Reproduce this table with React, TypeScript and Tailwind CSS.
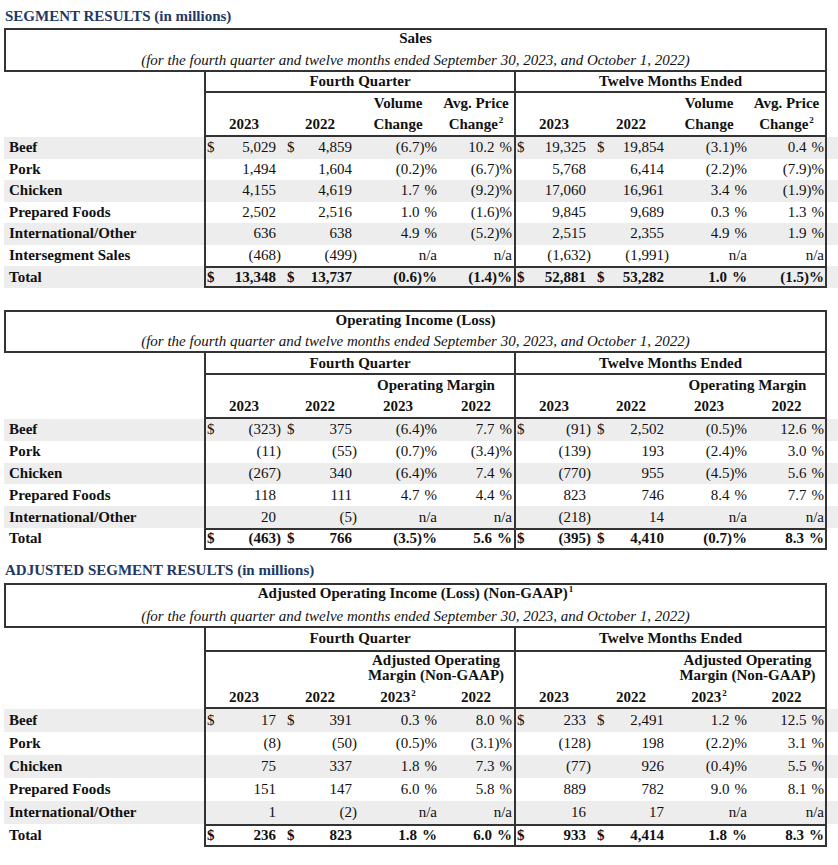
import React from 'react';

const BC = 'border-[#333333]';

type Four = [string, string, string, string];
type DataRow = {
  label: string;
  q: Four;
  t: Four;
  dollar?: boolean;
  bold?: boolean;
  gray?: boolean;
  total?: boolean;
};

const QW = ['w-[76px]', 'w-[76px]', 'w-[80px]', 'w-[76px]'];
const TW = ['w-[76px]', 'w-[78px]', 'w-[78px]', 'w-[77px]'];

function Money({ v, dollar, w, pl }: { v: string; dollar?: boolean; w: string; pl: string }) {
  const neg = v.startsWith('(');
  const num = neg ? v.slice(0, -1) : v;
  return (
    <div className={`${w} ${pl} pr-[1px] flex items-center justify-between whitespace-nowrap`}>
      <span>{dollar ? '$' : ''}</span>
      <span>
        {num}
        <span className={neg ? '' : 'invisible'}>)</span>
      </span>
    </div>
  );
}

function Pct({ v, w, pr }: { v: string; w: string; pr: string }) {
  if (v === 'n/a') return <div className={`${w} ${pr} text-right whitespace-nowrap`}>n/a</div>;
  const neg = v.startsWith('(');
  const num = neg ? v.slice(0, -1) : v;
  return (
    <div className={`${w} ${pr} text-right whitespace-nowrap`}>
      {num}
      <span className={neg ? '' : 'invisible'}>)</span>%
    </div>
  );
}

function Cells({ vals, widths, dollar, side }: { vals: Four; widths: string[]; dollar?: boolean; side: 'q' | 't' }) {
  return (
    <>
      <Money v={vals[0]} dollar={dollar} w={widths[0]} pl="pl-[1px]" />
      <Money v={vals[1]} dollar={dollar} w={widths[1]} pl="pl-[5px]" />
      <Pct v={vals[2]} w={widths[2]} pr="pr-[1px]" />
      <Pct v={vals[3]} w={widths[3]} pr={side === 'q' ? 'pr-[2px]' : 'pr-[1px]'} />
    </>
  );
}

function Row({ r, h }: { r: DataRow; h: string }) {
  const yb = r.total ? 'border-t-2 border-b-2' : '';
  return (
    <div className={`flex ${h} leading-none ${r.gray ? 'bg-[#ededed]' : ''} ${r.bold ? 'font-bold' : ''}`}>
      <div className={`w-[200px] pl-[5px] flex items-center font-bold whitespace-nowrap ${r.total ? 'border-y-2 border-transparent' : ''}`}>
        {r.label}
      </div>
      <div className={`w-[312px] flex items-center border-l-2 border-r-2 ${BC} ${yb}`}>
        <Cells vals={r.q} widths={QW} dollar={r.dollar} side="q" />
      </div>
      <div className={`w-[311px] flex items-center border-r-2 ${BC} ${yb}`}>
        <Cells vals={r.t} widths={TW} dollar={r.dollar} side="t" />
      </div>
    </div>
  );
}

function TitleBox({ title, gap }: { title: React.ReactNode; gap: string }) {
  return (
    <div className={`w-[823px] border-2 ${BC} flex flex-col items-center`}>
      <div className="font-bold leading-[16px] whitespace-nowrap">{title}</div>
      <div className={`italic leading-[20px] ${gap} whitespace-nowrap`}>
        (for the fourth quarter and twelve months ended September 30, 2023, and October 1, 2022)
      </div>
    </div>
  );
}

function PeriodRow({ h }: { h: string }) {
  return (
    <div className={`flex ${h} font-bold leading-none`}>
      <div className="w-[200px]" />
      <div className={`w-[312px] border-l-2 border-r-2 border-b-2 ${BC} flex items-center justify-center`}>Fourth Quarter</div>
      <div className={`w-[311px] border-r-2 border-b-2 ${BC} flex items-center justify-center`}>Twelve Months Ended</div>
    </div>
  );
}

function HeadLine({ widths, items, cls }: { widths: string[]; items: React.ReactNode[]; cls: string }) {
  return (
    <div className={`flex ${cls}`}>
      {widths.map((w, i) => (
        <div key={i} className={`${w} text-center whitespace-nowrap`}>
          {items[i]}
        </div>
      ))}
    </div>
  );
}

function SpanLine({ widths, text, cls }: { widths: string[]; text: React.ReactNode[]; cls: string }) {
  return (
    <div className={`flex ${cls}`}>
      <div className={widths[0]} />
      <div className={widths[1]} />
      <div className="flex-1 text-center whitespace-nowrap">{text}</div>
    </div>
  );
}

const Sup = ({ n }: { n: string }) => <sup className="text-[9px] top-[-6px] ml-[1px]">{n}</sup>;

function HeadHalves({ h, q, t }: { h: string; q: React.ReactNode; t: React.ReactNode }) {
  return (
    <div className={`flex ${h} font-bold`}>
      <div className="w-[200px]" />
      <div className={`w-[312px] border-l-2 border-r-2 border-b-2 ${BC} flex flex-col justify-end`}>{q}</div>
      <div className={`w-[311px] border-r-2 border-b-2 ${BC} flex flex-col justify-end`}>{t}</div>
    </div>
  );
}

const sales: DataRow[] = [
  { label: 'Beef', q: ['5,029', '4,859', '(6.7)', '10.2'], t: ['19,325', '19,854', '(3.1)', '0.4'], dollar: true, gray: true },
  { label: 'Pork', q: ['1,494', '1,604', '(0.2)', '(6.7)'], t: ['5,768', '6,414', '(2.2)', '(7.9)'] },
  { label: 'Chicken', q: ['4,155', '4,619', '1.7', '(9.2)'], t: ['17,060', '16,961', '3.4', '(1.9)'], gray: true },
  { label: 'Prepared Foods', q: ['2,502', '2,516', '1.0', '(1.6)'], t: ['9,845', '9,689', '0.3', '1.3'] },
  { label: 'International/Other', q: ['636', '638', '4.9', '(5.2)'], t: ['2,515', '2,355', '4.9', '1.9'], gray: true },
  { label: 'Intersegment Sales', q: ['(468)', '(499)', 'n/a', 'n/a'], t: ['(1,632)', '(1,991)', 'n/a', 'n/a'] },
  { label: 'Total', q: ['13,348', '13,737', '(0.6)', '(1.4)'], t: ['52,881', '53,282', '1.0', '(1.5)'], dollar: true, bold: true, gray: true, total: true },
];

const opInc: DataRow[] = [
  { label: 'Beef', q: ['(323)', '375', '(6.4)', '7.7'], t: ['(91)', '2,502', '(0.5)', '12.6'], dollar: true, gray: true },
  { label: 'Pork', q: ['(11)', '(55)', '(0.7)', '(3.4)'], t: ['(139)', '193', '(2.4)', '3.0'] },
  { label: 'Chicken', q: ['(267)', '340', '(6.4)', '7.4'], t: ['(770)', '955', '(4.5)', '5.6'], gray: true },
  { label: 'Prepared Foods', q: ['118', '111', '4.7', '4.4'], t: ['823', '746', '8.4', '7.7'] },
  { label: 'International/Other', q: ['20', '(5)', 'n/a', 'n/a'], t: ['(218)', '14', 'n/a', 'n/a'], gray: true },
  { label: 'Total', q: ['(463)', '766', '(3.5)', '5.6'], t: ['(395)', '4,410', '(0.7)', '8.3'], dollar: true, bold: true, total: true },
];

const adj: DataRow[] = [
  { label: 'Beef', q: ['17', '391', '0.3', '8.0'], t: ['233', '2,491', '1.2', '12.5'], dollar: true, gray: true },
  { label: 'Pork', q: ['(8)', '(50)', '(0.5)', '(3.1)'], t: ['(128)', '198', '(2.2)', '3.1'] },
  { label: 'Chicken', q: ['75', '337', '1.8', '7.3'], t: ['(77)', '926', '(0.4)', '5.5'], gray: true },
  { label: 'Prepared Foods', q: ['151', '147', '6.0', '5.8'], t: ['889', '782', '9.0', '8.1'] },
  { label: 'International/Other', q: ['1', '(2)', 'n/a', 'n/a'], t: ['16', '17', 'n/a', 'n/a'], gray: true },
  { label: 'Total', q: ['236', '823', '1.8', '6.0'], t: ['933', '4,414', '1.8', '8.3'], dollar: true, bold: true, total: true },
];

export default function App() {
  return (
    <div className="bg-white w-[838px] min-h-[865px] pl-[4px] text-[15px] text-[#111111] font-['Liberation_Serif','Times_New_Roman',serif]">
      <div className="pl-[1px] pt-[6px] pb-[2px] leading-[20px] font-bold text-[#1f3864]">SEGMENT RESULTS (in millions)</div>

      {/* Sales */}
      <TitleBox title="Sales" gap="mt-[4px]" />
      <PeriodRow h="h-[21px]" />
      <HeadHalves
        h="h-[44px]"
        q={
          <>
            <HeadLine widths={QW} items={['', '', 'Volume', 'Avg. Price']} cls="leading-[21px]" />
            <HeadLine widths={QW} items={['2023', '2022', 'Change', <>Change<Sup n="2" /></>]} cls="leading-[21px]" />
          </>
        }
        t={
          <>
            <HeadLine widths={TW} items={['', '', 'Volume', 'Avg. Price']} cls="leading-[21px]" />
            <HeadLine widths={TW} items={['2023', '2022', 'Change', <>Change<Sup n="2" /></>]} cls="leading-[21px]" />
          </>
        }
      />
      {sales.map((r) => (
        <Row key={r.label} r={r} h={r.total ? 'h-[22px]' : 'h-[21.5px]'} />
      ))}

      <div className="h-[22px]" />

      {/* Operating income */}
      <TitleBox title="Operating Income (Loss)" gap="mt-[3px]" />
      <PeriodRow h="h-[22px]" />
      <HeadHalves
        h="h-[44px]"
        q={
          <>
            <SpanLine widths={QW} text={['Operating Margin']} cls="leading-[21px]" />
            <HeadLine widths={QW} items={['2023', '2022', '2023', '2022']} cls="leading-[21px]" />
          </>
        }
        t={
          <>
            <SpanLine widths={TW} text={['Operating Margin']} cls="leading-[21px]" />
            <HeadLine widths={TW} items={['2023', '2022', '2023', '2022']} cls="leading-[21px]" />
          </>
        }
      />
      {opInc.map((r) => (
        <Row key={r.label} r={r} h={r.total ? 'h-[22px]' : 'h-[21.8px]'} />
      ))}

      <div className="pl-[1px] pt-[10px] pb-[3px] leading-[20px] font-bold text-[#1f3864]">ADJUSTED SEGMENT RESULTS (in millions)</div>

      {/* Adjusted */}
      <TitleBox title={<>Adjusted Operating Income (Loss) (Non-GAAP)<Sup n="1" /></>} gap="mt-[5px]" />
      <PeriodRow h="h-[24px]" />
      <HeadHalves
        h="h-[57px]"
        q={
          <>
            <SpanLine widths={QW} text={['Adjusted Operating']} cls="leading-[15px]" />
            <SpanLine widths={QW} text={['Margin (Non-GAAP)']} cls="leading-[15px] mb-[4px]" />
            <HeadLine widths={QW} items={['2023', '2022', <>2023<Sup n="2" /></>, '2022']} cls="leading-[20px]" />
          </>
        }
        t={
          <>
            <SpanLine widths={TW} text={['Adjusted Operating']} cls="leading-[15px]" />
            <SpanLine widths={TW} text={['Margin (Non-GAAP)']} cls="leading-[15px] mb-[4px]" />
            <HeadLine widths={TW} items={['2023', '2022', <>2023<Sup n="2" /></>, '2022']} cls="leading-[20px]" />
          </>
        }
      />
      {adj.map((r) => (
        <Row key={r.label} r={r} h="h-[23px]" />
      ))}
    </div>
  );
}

_____

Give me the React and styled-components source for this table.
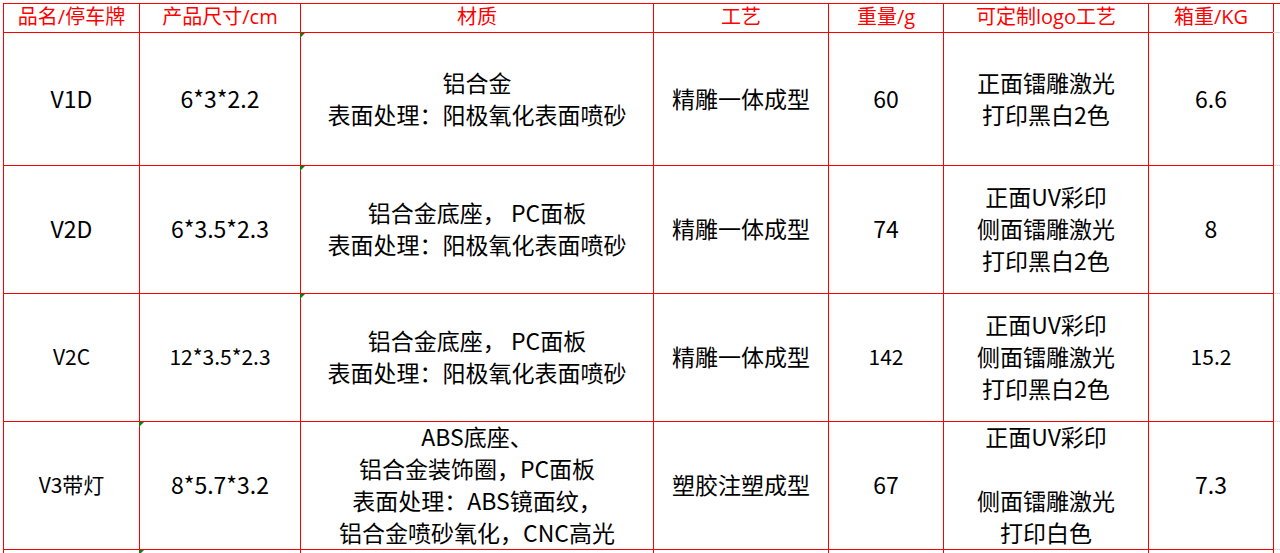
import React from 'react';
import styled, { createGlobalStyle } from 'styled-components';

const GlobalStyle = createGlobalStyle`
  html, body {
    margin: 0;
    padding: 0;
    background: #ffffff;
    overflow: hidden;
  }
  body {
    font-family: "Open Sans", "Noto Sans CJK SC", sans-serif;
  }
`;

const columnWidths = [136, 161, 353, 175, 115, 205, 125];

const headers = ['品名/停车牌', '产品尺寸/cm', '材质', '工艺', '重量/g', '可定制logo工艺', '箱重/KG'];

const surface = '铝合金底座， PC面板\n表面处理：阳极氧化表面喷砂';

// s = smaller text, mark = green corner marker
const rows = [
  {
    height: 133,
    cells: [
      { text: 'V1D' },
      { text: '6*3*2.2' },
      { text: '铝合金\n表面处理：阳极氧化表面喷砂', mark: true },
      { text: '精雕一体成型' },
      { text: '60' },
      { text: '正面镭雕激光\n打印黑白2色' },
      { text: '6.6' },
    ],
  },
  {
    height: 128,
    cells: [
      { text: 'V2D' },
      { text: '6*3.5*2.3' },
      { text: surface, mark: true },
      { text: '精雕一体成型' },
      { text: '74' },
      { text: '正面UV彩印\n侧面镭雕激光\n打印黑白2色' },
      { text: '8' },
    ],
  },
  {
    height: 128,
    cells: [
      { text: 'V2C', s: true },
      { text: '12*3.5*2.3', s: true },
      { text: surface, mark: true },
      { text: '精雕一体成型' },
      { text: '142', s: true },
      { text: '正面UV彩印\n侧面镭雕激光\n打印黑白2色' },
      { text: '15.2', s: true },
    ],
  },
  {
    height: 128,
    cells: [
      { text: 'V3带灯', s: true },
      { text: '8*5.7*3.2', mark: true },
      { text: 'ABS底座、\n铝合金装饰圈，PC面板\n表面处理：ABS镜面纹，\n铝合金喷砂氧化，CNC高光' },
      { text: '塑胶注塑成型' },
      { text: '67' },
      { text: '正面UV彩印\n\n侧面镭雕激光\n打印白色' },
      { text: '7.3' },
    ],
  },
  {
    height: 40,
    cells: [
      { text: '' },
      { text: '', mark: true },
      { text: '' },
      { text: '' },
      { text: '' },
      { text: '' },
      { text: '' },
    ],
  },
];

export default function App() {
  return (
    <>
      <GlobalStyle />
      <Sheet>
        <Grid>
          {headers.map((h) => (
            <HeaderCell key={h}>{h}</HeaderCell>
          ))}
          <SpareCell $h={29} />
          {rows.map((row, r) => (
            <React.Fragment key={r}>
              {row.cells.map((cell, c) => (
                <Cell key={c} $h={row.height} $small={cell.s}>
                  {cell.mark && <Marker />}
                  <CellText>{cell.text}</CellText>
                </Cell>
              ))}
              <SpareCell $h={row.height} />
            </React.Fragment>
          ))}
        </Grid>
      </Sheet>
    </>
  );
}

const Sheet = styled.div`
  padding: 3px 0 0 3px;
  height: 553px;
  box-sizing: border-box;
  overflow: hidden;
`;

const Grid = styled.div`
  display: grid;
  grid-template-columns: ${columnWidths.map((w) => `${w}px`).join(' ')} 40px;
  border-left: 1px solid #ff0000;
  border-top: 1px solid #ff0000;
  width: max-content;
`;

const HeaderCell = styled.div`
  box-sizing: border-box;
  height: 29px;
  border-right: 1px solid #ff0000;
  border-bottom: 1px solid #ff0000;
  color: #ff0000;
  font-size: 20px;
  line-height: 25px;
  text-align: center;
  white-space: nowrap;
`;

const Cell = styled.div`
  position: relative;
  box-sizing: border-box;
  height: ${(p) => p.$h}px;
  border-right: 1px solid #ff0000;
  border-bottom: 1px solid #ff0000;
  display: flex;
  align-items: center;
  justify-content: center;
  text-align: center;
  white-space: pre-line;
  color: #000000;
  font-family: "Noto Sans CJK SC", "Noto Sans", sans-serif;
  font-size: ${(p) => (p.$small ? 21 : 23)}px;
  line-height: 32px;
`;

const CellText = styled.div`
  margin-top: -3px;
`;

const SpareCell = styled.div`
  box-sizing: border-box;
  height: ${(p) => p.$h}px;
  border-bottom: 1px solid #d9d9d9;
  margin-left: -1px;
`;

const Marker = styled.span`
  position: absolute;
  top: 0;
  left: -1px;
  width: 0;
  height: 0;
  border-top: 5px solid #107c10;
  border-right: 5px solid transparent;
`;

_____

## Work to complete
Keep the images out of the copy. Repeat word for word only the lines from the one containing "Reproduce this table" through the one containing "const TW = ['w-[76px]', 'w-[78px]', 'w-[78px]', 'w-[77px]'];", both ends included.

## Answer to this problem
Reproduce this table with React, TypeScript and Tailwind CSS.
import React from 'react';

const BC = 'border-[#333333]';

type Four = [string, string, string, string];
type DataRow = {
  label: string;
  q: Four;
  t: Four;
  dollar?: boolean;
  bold?: boolean;
  gray?: boolean;
  total?: boolean;
};

const QW = ['w-[76px]', 'w-[76px]', 'w-[80px]', 'w-[76px]'];
const TW = ['w-[76px]', 'w-[78px]', 'w-[78px]', 'w-[77px]'];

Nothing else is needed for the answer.